Quand le “buy the dip” s’essouffle… les métaux précieux prennent le relais
Jusqu’ici, la mécanique du “buy the dip” a semblé inarrêtable. À chaque repli, des milliards de dollars stationnés dans les money market funds trouvent le chemin des grandes valeurs technologiques, prolongeant la bulle et masquant la fragilité du système. Mais ce réflexe collectif repose sur un postulat implicite : que les États-Unis resteront le centre de gravité financier mondial et que leurs champions technologiques demeureront des refuges de liquidité.
Si cette confiance venait à se fissurer — sous l’effet d’une crise budgétaire, d’un choc sur la dette américaine ou d’une désillusion sur les “Magnificent 7” —, le cycle pourrait s’inverser. Le cash, au lieu de se redéployer vers les actions, pourrait se figer dans les fonds monétaires ou chercher d’autres havres. Et l’histoire financière montre que lorsque la confiance dans les actifs papier s’érode, les investisseurs se tournent massivement vers les valeurs réelles : l’or et, de plus en plus, l’argent.

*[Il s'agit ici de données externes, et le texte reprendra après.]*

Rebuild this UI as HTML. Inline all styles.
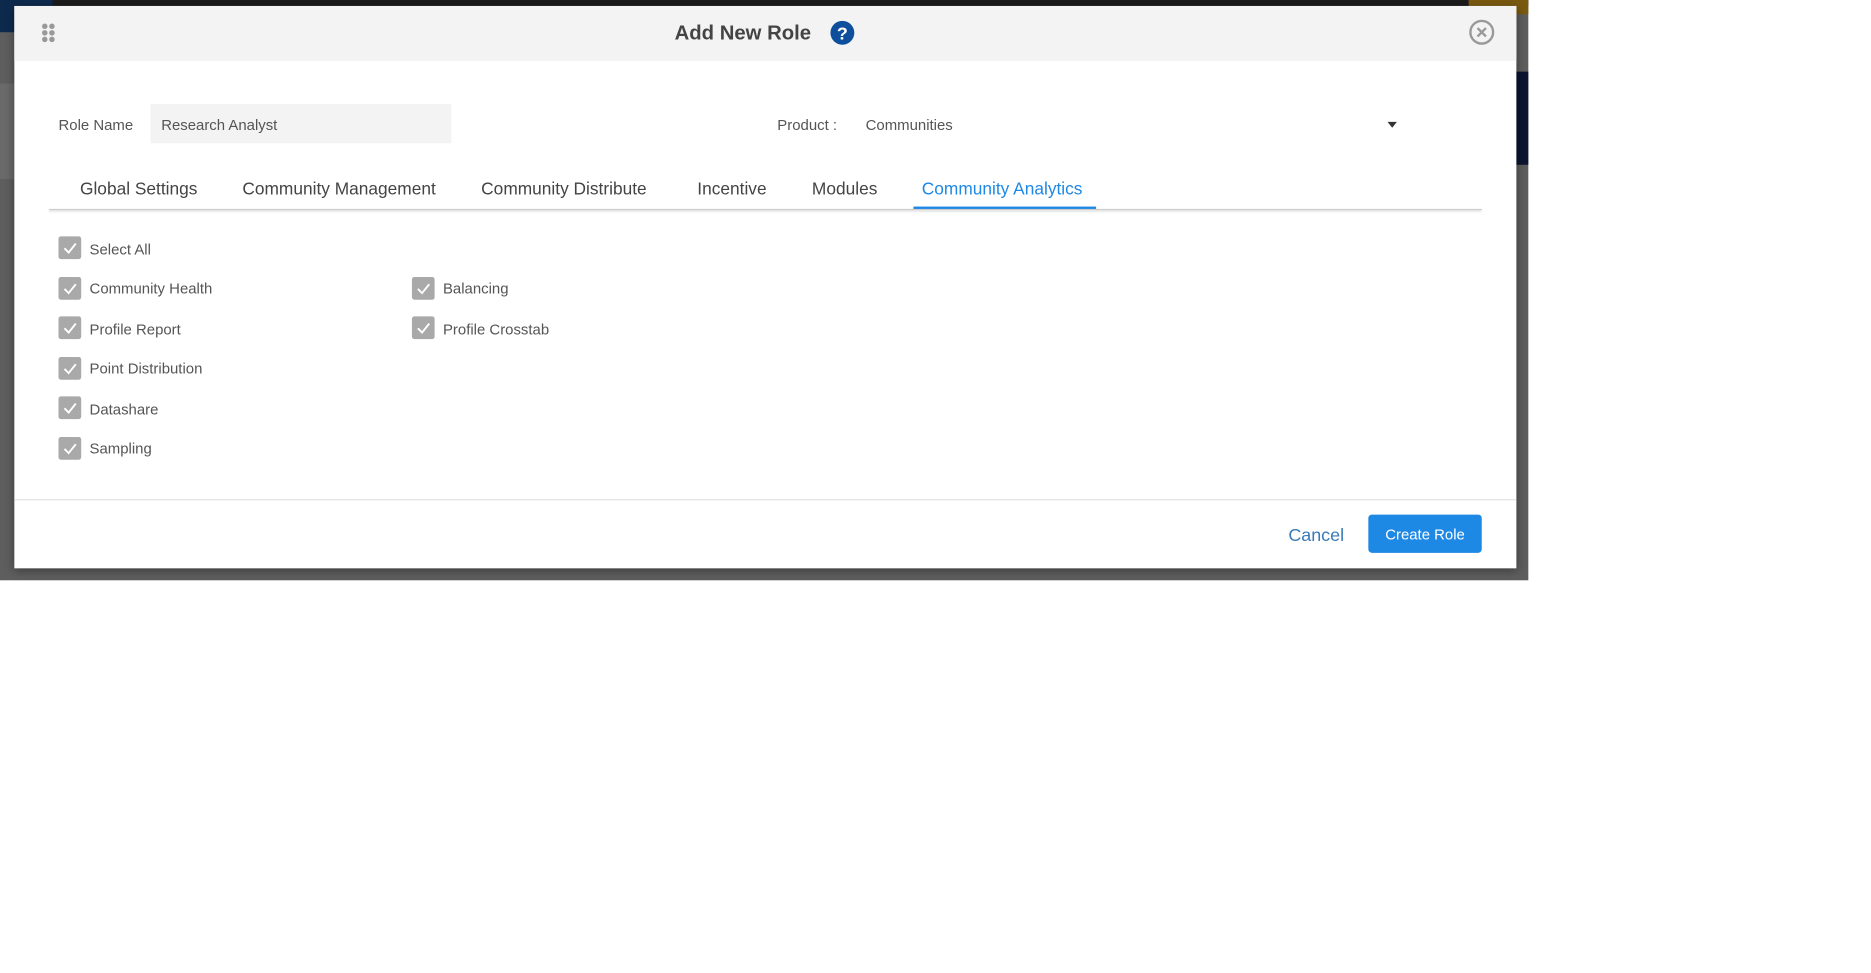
<!DOCTYPE html>
<html><head><meta charset="utf-8"><style>
html,body{margin:0;padding:0;width:1871px;height:972px;overflow:hidden;background:#fff;font-family:"Liberation Sans",sans-serif}
#w{position:absolute;left:0;top:0;width:1568px;height:815px;transform:scale(1.194);transform-origin:0 0}
.a{position:absolute}
.t{position:absolute;white-space:nowrap;line-height:1}
.cb{position:absolute;width:19px;height:19px;background:#a9a9a9;border-radius:2px}
.cb svg{position:absolute;left:3px;top:3px}
.lb{position:absolute;font-size:12.5px;color:#555;white-space:nowrap;line-height:1}
.tab{position:absolute;top:151.5px;font-size:14.5px;color:#444;white-space:nowrap;line-height:1}
</style></head><body><div id="w">
<div class="a" style="left:0;top:0;width:1280px;height:486px;background:#5e5e5e"></div>
<div class="a" style="left:0;top:0;width:1280px;height:5px;background:#1b1b1b"></div>
<div class="a" style="left:0;top:0;width:44px;height:27px;background:#0d2a4d"></div>
<div class="a" style="left:1230px;top:0;width:50px;height:12px;background:#7a5a10"></div>
<div class="a" style="left:1268px;top:60px;width:12px;height:78px;background:#0b1530"></div>
<div class="a" style="left:0;top:70px;width:12px;height:80px;background:#6a6a6a"></div>
<div class="a" style="left:12px;top:5px;width:1258px;height:471px;background:#fff;box-shadow:0 2px 8px rgba(0,0,0,.4)"></div>
<div class="a" style="left:12px;top:5px;width:1258px;height:46px;background:#f3f3f3"></div>
<svg class="a" style="left:34px;top:19px" width="14" height="17"><g fill="#999"><circle cx="3.5" cy="3" r="2.3"/><circle cx="9.5" cy="3" r="2.3"/><circle cx="3.5" cy="8.5" r="2.3"/><circle cx="9.5" cy="8.5" r="2.3"/><circle cx="3.5" cy="14" r="2.3"/><circle cx="9.5" cy="14" r="2.3"/></g></svg>
<div class="t" style="left:565px;top:19px;font-size:17px;font-weight:bold;color:#444">Add New Role</div>
<svg class="a" style="left:695px;top:17px" width="21" height="21"><circle cx="10.5" cy="10.5" r="10" fill="#0d4f9c"/><text x="10.5" y="16" text-anchor="middle" font-family="Liberation Sans" font-weight="bold" font-size="15" fill="#fff">?</text></svg>
<svg class="a" style="left:1230px;top:16px" width="22" height="22"><circle cx="11" cy="11" r="9.5" fill="none" stroke="#999" stroke-width="2"/><path d="M7.5 7.5L14.5 14.5M14.5 7.5L7.5 14.5" stroke="#999" stroke-width="2"/></svg>
<div class="t" style="left:49px;top:98.5px;font-size:12.5px;color:#555">Role Name</div>
<div class="a" style="left:126px;top:87px;width:252px;height:33px;background:#f3f3f3"></div>
<div class="t" style="left:135px;top:98.5px;font-size:12.5px;color:#555">Research Analyst</div>
<div class="t" style="left:651px;top:98.5px;font-size:12.5px;color:#555">Product :</div>
<div class="t" style="left:725px;top:98.5px;font-size:12.5px;color:#555">Communities</div>
<svg class="a" style="left:1162px;top:102px" width="9" height="6"><path d="M0 0H8L4 5Z" fill="#333"/></svg>
<div class="tab" style="left:67px">Global Settings</div>
<div class="tab" style="left:203px">Community Management</div>
<div class="tab" style="left:403px">Community Distribute</div>
<div class="tab" style="left:584px">Incentive</div>
<div class="tab" style="left:680px">Modules</div>
<div class="tab" style="left:772px;color:#1e88e5">Community Analytics</div>
<div class="a" style="left:41px;top:175px;width:1200px;height:1px;background:#ccc;box-shadow:0 1px 2px rgba(0,0,0,.2)"></div>
<div class="a" style="left:765px;top:173px;width:153px;height:2px;background:#1e88e5"></div>

<div class="cb" style="left:49px;top:198px"><svg width="13" height="13"><path d="M2 7L5.5 10.5L11.5 3" fill="none" stroke="#fff" stroke-width="1.6"/></svg></div><div class="lb" style="left:75px;top:203px">Select All</div>
<div class="cb" style="left:49px;top:232px"><svg width="13" height="13"><path d="M2 7L5.5 10.5L11.5 3" fill="none" stroke="#fff" stroke-width="1.6"/></svg></div><div class="lb" style="left:75px;top:236px">Community Health</div>
<div class="cb" style="left:49px;top:265px"><svg width="13" height="13"><path d="M2 7L5.5 10.5L11.5 3" fill="none" stroke="#fff" stroke-width="1.6"/></svg></div><div class="lb" style="left:75px;top:270px">Profile Report</div>
<div class="cb" style="left:49px;top:299px"><svg width="13" height="13"><path d="M2 7L5.5 10.5L11.5 3" fill="none" stroke="#fff" stroke-width="1.6"/></svg></div><div class="lb" style="left:75px;top:303px">Point Distribution</div>
<div class="cb" style="left:49px;top:332px"><svg width="13" height="13"><path d="M2 7L5.5 10.5L11.5 3" fill="none" stroke="#fff" stroke-width="1.6"/></svg></div><div class="lb" style="left:75px;top:337px">Datashare</div>
<div class="cb" style="left:49px;top:366px"><svg width="13" height="13"><path d="M2 7L5.5 10.5L11.5 3" fill="none" stroke="#fff" stroke-width="1.6"/></svg></div><div class="lb" style="left:75px;top:370px">Sampling</div>
<div class="cb" style="left:345px;top:232px"><svg width="13" height="13"><path d="M2 7L5.5 10.5L11.5 3" fill="none" stroke="#fff" stroke-width="1.6"/></svg></div><div class="lb" style="left:371px;top:236px">Balancing</div>
<div class="cb" style="left:345px;top:265px"><svg width="13" height="13"><path d="M2 7L5.5 10.5L11.5 3" fill="none" stroke="#fff" stroke-width="1.6"/></svg></div><div class="lb" style="left:371px;top:270px">Profile Crosstab</div>

<div class="a" style="left:12px;top:418px;width:1258px;height:1px;background:#e2e2e2"></div>
<div class="t" style="left:1079px;top:441px;font-size:15px;color:#3a7ab8">Cancel</div>
<div class="a" style="left:1146px;top:431px;width:95px;height:32px;background:#1e88e5;border-radius:3px"></div>
<div class="t" style="left:1146px;top:441.5px;width:95px;text-align:center;font-size:12.5px;color:#fff">Create Role</div>
</div></body></html>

Ces métaux, dépourvus de risque de contrepartie et portés par une demande industrielle croissante (particulièrement pour l’argent), apparaissent alors comme les alternatives naturelles. Ils offrent une assurance contre la perte de valeur des monnaies et contre la fragilité d’un système qui, depuis deux ans, carbure à un “buy the dip” artificiellement soutenu.
Autrement dit : le jour où les flux vers les actions s’interrompent, c’est vers l’or et l’argent que se redirige la marée.